SAINT-GEOURS - O mundo não é rígido. Há uma nova realidade que precisa ser levada em conta. A França, na sua condição de membro permanente do CS, de potência nuclear, de país que sempre estimou ter sua parte na governança do mundo, considera que as fronteiras se deslocaram e que é preciso ter uma atitude dinâmica em relação a isso, em vez de se ater a posições conservadoras. É uma necessidade trabalhar com o Brasil diante do inegável peso que o país tem. Mas isso é fácil de acontecer, pois temos muitas afinidades naturais (risos).

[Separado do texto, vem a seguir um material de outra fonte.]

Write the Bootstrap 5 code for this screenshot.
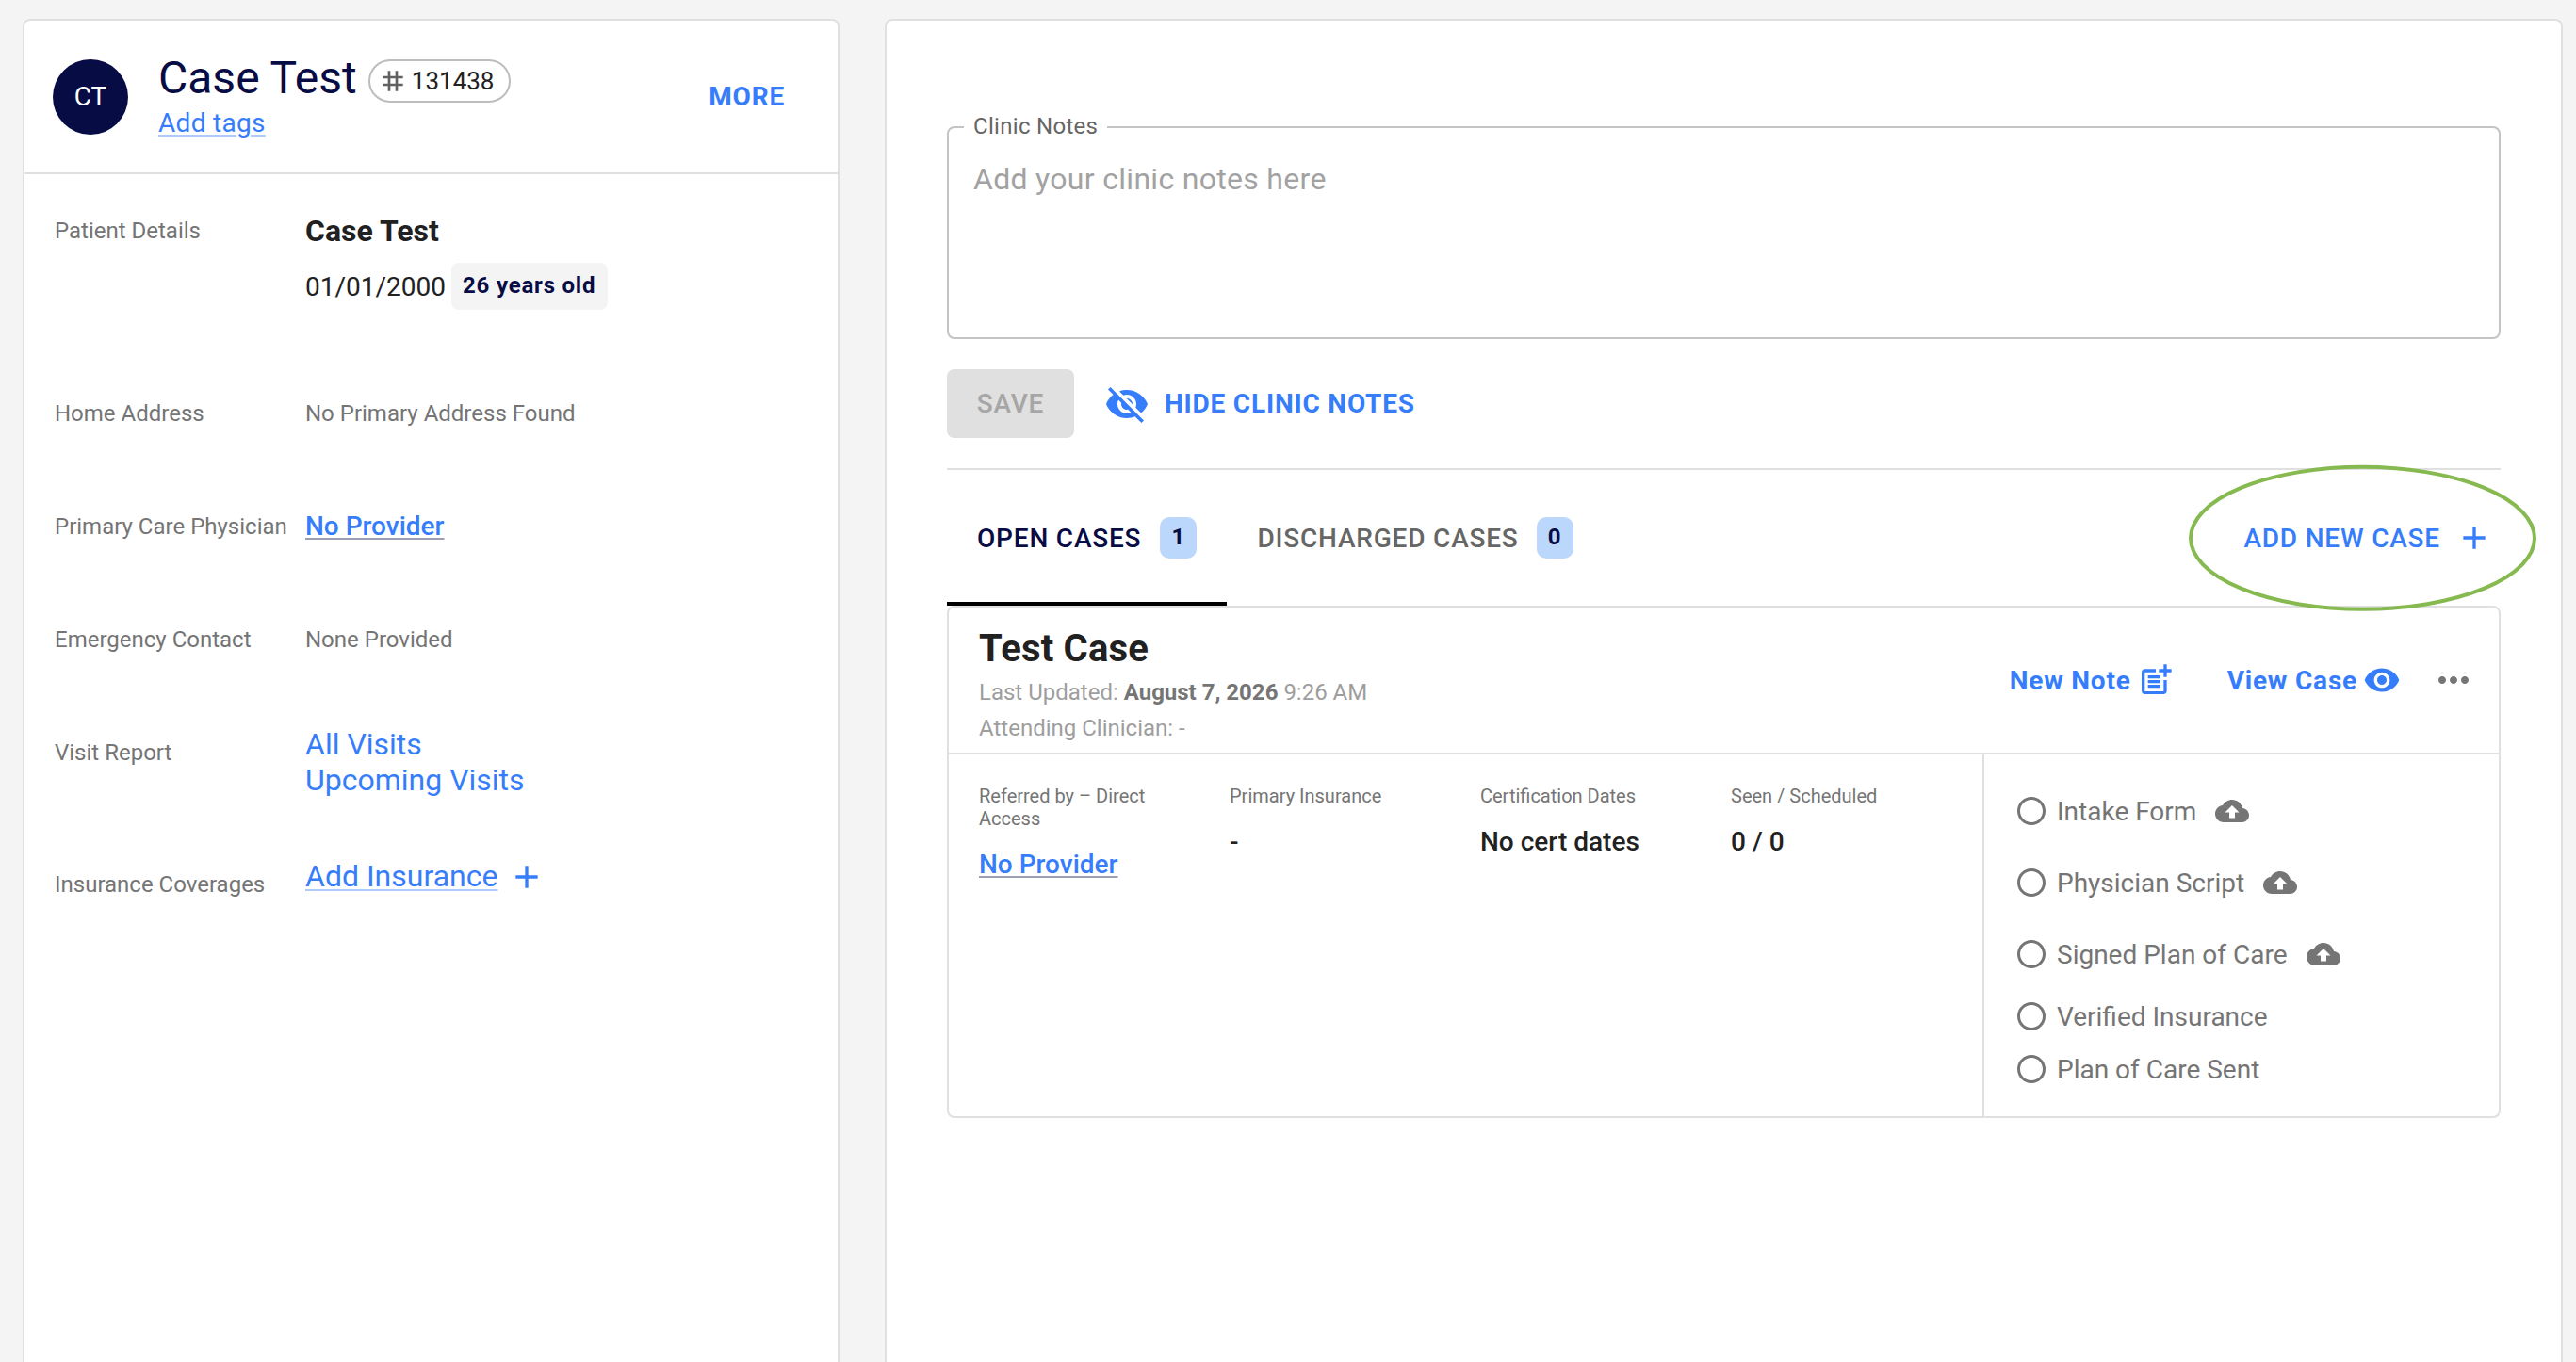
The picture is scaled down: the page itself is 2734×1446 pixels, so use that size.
<!DOCTYPE html>
<html lang="en">
<head>
<meta charset="utf-8">
<meta name="viewport" content="width=device-width, initial-scale=1">
<title>Case Test - Patient</title>
<link href="https://cdn.jsdelivr.net/npm/bootstrap@5.3.0/dist/css/bootstrap.min.css" rel="stylesheet">
<style>
:root{--navy:#080c45;--link:#367dfc;--line:#e0e0e0;--ink:#212121;--muted:#757575}
body{font-family:Roboto,"Liberation Sans",sans-serif;background:#f4f4f4;color:var(--ink);font-size:28px;line-height:33px}
a{color:var(--link);text-decoration:none}
svg{display:block;flex:none;fill:currentColor}
.page{height:1446px;padding:20px 14px 0 24px;gap:48px}
.panel{background:#fff;border:2px solid var(--line);border-bottom:0;border-radius:8px 8px 0 0}
.panel-patient{width:867px}
.w-500{font-weight:500}
.lh-tight{line-height:32px}
.ls-btn{letter-spacing:.8px}
.ls-field{letter-spacing:.3px}
.action{color:var(--link)}
.uline{text-decoration:underline;text-decoration-color:#afcbfe;text-decoration-thickness:2px;text-underline-offset:3px}
.uline-navy{text-decoration:underline;text-decoration-color:#9c9eb5;text-decoration-thickness:2px;text-underline-offset:3px}

/* Patient panel */
.patient-head{height:163px;padding:33px 56px 0 30px;border-bottom:2px solid var(--line)}
.avatar{width:80px;height:80px;margin-top:8px;background:var(--navy);color:#fff}
.patient-name{font-size:48px;line-height:56px;color:var(--navy)}
.patient-id{height:46px;margin:8px 0 0 12px;padding:0 16px 0 8px;gap:4px;border:2px solid #bdbdbd;font-size:26px}
.patient-id svg{color:#616161}
.tags-link{line-height:38px;margin-top:1px}
.patient-body{padding:32px 32px 0}
.detail{height:120px}
.detail-tall{height:194px}
.detail-visits{height:140px}
.detail-label{width:266px;margin-top:14px;font-size:24px;line-height:28px;color:var(--muted);white-space:nowrap}
.detail-text{margin-top:14px;font-size:24px;line-height:28px;color:var(--muted)}
.detail-name{font-size:32px;line-height:36px;margin:10px 0 16px}
.age-tag{height:50px;margin-left:6px;padding:0 13px 2px 12px;border-radius:8px;background:#f4f4f4;color:var(--navy);font-size:24px;letter-spacing:.8px}
.big-link{font-size:32px;line-height:38px}
.big-link svg{margin-left:11px}

/* Cases panel */
.panel-cases{padding:112px 64px 0}
.notes-field{font-size:32px;line-height:46px;height:226px;padding:31px 26px;border:2px solid #c4c4c4;border-radius:8px;resize:none;color:var(--ink)}
.notes-field::placeholder{color:#a2a2a2;opacity:1}
.notes-label{left:18px;top:-14px;padding:0 10px;background:#fff;color:#666;font-size:24px;line-height:28px}
.save-btn{width:135px;height:73px;border-radius:8px;background:#e0e0e0;color:#a6a6a6}
.notes-actions{margin:32px 0;gap:32px}
.case-tabs{height:146px;border-top:2px solid var(--line)}
.case-tab{padding:0 32px;gap:20px;color:#666}
.case-tab+.case-tab{gap:19px}
.case-tab.active{color:var(--navy);box-shadow:inset 0 -4px #000}
.count{width:39px;height:44px;border-radius:10px;background:#bbd7fc;color:var(--navy);font-size:24px;padding-bottom:2px}
.add-case{gap:16px;margin-right:8px}
.callout{left:2323px;top:493px;color:#86b950;z-index:3}
.case-box{border:2px solid var(--line);border-radius:8px}
.case-head{height:156px;padding:0 24px 0 32px;border-bottom:2px solid var(--line)}
.case-intro{padding-top:13px}
.case-title{font-size:40px;line-height:48px;margin:0 0 3px;letter-spacing:.2px}
.case-meta{font-size:24px;line-height:38px;color:#9e9e9e}
.case-meta b{color:var(--muted)}
.case-action{gap:6px}
.case-menu{color:var(--muted);margin-left:32px}
.case-body{height:384px}
.case-facts{padding:32px 0 0 32px}
.fact{width:266px;padding-right:60px}
.fact-label{font-size:20px;line-height:24px;color:var(--muted);margin-bottom:20px}
.checklist{width:548px;padding:22px 0 22px 32px;border-left:2px solid var(--line);color:var(--muted)}
.check-item{height:56px;gap:9px}
.check-upload{height:76px}
.upload{margin-left:11px}
</style>
<script src="https://cdn.jsdelivr.net/npm/bootstrap@5.3.0/dist/js/bootstrap.bundle.min.js"></script>
</head>
<body>
<svg class="d-none">
  <symbol id="i-add" viewBox="0 0 24 24"><path d="M19 13h-6v6h-2v-6H5v-2h6V5h2v6h6v2z"/></symbol>
  <symbol id="i-ring" viewBox="0 0 24 24"><path d="M12 2C6.48 2 2 6.48 2 12s4.48 10 10 10 10-4.48 10-10S17.52 2 12 2zm0 18c-4.42 0-8-3.58-8-8s3.58-8 8-8 8 3.58 8 8-3.58 8-8 8z"/></symbol>
  <symbol id="i-cloud" viewBox="0 0 24 24"><path d="M19.35 10.04C18.67 6.59 15.64 4 12 4 9.11 4 6.6 5.64 5.35 8.04 2.34 8.36 0 10.91 0 14c0 3.31 2.69 6 6 6h13c2.76 0 5-2.24 5-5 0-2.64-2.05-4.78-4.65-4.96zM14 13v4h-4v-4H7l5-5 5 5h-3z"/></symbol>
</svg>

<div class="page d-flex overflow-hidden">
  <aside class="panel panel-patient flex-shrink-0">
    <header class="patient-head d-flex align-items-start">
      <div class="avatar lh-tight rounded-circle d-flex align-items-center justify-content-center">CT</div>
      <div class="ms-4 ps-2">
        <div class="d-flex align-items-start">
          <div class="patient-name">Case Test</div>
          <div class="patient-id lh-tight rounded-pill d-flex align-items-center">
            <svg width="32" height="32" viewBox="0 0 24 24"><path d="M20 10V8h-4V4h-2v4h-4V4H8v4H4v2h4v4H4v2h4v4h2v-4h4v4h2v-4h4v-2h-4v-4h4zm-6 4h-4v-4h4v4z"/></svg>
            <span>131438</span>
          </div>
        </div>
        <a href="#" class="tags-link uline ls-field d-inline-block">Add tags</a>
      </div>
      <a href="#" class="lh-tight ms-auto mt-4 pt-2 fw-bold ls-btn">MORE</a>
    </header>
    <div class="patient-body">
      <div class="detail detail-tall d-flex">
        <div class="detail-label">Patient Details</div>
        <div>
          <div class="detail-name fw-bold">Case Test</div>
          <div class="d-flex align-items-center"><span>01/01/2000</span><span class="age-tag lh-tight fw-bold d-flex align-items-center">26 years old</span></div>
        </div>
      </div>
      <div class="detail d-flex"><div class="detail-label">Home Address</div><div class="detail-text">No Primary Address Found</div></div>
      <div class="detail d-flex"><div class="detail-label">Primary Care Physician</div><div class="lh-tight pt-2 mt-1"><a href="#" class="uline-navy w-500">No Provider</a></div></div>
      <div class="detail d-flex"><div class="detail-label">Emergency Contact</div><div class="detail-text">None Provided</div></div>
      <div class="detail detail-visits d-flex"><div class="detail-label">Visit Report</div><div class="big-link d-flex flex-column"><a href="#">All Visits</a><a href="#">Upcoming Visits</a></div></div>
      <div class="detail d-flex"><div class="detail-label">Insurance Coverages</div><div class="big-link d-flex align-items-start action"><a href="#" class="uline">Add Insurance</a><svg width="40" height="40"><use href="#i-add"/></svg></div></div>
    </div>
  </aside>

  <main class="panel panel-cases flex-grow-1">
    <div class="position-relative">
      <label for="notes" class="notes-label ls-field position-absolute">Clinic Notes</label>
      <textarea id="notes" class="notes-field form-control ls-field d-block" placeholder="Add your clinic notes here"></textarea>
    </div>
    <div class="notes-actions d-flex align-items-center">
      <div class="save-btn w-500 ls-btn d-flex align-items-center justify-content-center">SAVE</div>
      <a href="#" class="d-flex align-items-center fw-bold ls-btn">
        <svg width="48" height="48" viewBox="0 0 24 24"><path d="M12 7c2.76 0 5 2.24 5 5 0 .65-.13 1.26-.36 1.83l2.92 2.92c1.51-1.26 2.7-2.89 3.43-4.75-1.73-4.39-6-7.5-11-7.5-1.4 0-2.74.25-3.98.7l2.16 2.16C10.74 7.13 11.35 7 12 7zM2 4.27l2.28 2.28.46.46C3.08 8.3 1.78 10.02 1 12c1.73 4.39 6 7.5 11 7.5 1.55 0 3.03-.3 4.38-.84l.42.42L19.73 22 21 20.73 3.27 3 2 4.27zM7.53 9.8l1.55 1.55c-.05.21-.08.43-.08.65 0 1.66 1.34 3 3 3 .22 0 .44-.03.65-.08l1.55 1.55c-.67.33-1.41.53-2.2.53-2.76 0-5-2.24-5-5 0-.79.2-1.53.53-2.2zm4.31-.78l3.15 3.15.02-.16c0-1.66-1.34-3-3-3l-.17.01z"/></svg>
        <span class="ms-3">HIDE CLINIC NOTES</span>
      </a>
    </div>
    <div class="case-tabs w-500 d-flex align-items-stretch ls-btn">
      <div class="case-tab active d-flex align-items-center"><span>OPEN CASES</span><span class="count lh-tight fw-bold d-flex align-items-center justify-content-center">1</span></div>
      <div class="case-tab d-flex align-items-center"><span>DISCHARGED CASES</span><span class="count lh-tight fw-bold d-flex align-items-center justify-content-center">0</span></div>
      <a href="#" class="add-case ms-auto d-flex align-items-center"><span>ADD NEW CASE</span><svg width="40" height="40"><use href="#i-add"/></svg></a>
    </div>
    <section class="case-box">
      <header class="case-head d-flex align-items-center">
        <div class="case-intro me-auto">
          <h2 class="case-title fw-bold">Test Case</h2>
          <div class="case-meta">Last Updated: <b>August 7, 2026</b> 9:26 AM</div>
          <div class="case-meta">Attending Clinician: -</div>
        </div>
        <a href="#" class="case-action d-flex align-items-center fw-bold ls-btn me-5">
          <span>New Note</span>
          <svg width="40" height="40" viewBox="0 0 24 24"><path d="M17 19.22H5V7h7V5H5c-1.100 0-2 .9-2 2v12c0 1.100.9 2 2 2h12c1.100 0 2-.9 2-2v-7h-2v7.220z"/><path d="M19 2h-2v3h-3c.01.010 0 2 0 2h3v2.990c.010.010 2 0 2 0V7h3V5h-3V2zM7 9h8v2H7zM7 12v2h8v-2h-3zM7 15h8v2H7z"/></svg>
        </a>
        <a href="#" class="case-action d-flex align-items-center fw-bold ls-btn ms-2">
          <span>View Case</span>
          <svg width="40" height="40" viewBox="0 0 24 24"><path d="M12 4.500C7 4.500 2.730 7.610 1 12c1.730 4.390 6 7.500 11 7.500s9.270-3.110 11-7.500c-1.730-4.390-6-7.500-11-7.500zM12 17c-2.760 0-5-2.240-5-5s2.240-5 5-5 5 2.240 5 5-2.240 5-5 5zm0-8c-1.660 0-3 1.340-3 3s1.340 3 3 3 3-1.340 3-3-1.340-3-3-3z"/></svg>
        </a>
        <svg class="case-menu" width="48" height="48" viewBox="0 0 24 24"><path d="M6 10c-1.100 0-2 .9-2 2s.9 2 2 2 2-.9 2-2-.9-2-2-2zm12 0c-1.100 0-2 .9-2 2s.9 2 2 2 2-.9 2-2-.9-2-2-2zm-6 0c-1.100 0-2 .9-2 2s.9 2 2 2 2-.9 2-2-.9-2-2-2z"/></svg>
      </header>
      <div class="case-body d-flex">
        <div class="case-facts w-500 d-flex flex-grow-1">
          <div class="fact"><div class="fact-label fw-normal">Referred by – Direct Access</div><a href="#" class="uline-navy">No Provider</a></div>
          <div class="fact"><div class="fact-label fw-normal">Primary Insurance</div>-</div>
          <div class="fact"><div class="fact-label fw-normal">Certification Dates</div><span class="text-nowrap">No cert dates</span></div>
          <div class="fact"><div class="fact-label fw-normal">Seen / Scheduled</div>0 / 0</div>
        </div>
        <div class="checklist flex-shrink-0">
          <div class="check-item check-upload d-flex align-items-center"><svg width="36" height="36"><use href="#i-ring"/></svg><span>Intake Form</span><svg class="upload" width="36" height="36"><use href="#i-cloud"/></svg></div>
          <div class="check-item check-upload d-flex align-items-center"><svg width="36" height="36"><use href="#i-ring"/></svg><span>Physician Script</span><svg class="upload" width="36" height="36"><use href="#i-cloud"/></svg></div>
          <div class="check-item check-upload d-flex align-items-center"><svg width="36" height="36"><use href="#i-ring"/></svg><span>Signed Plan of Care</span><svg class="upload" width="36" height="36"><use href="#i-cloud"/></svg></div>
          <div class="check-item d-flex align-items-center"><svg width="36" height="36"><use href="#i-ring"/></svg><span>Verified Insurance</span></div>
          <div class="check-item d-flex align-items-center"><svg width="36" height="36"><use href="#i-ring"/></svg><span>Plan of Care Sent</span></div>
        </div>
      </div>
    </section>
  </main>
</div>
<svg class="callout position-absolute" width="370" height="156" viewBox="0 0 370 156"><ellipse cx="184.500" cy="78.300" rx="182.500" ry="75.500" fill="none" stroke="currentColor" stroke-width="4"/></svg>
</body>
</html>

FOLHA - O sr. teme que a parceria, nascida na era Lula, fique fragilizada em caso de vitória da oposição na eleição presidencial deste ano?
SAINT-GEOURS - Não quero me imiscuir na campanha brasileira, mas as coisas feitas no governo Lula têm vocação para durar. Não tenho dúvidas de que a parceria continuará.

FOLHA - Como o sr. vê a vida política doméstica brasileira?
SAINT-GEOURS - O que me choca é a complexidade do tabuleiro político. Há toda a fluidez dos partidos, o jogo sutil de siglas e indivíduos, as lógicas federal e estadual. É surpreendente ver como esse jogo se reinventa a cada dia. Estou aqui há três meses e confesso que ainda não comecei a escrever [relatórios] sobre a política brasileira porque ainda não tenho as ferramentas para entender esse quebra-cabeça.
Tenho lido muita coisa a respeito da necessária reforma política, e confesso que acompanharei com especial atenção e interesse as propostas dos candidatos sobre esse tema.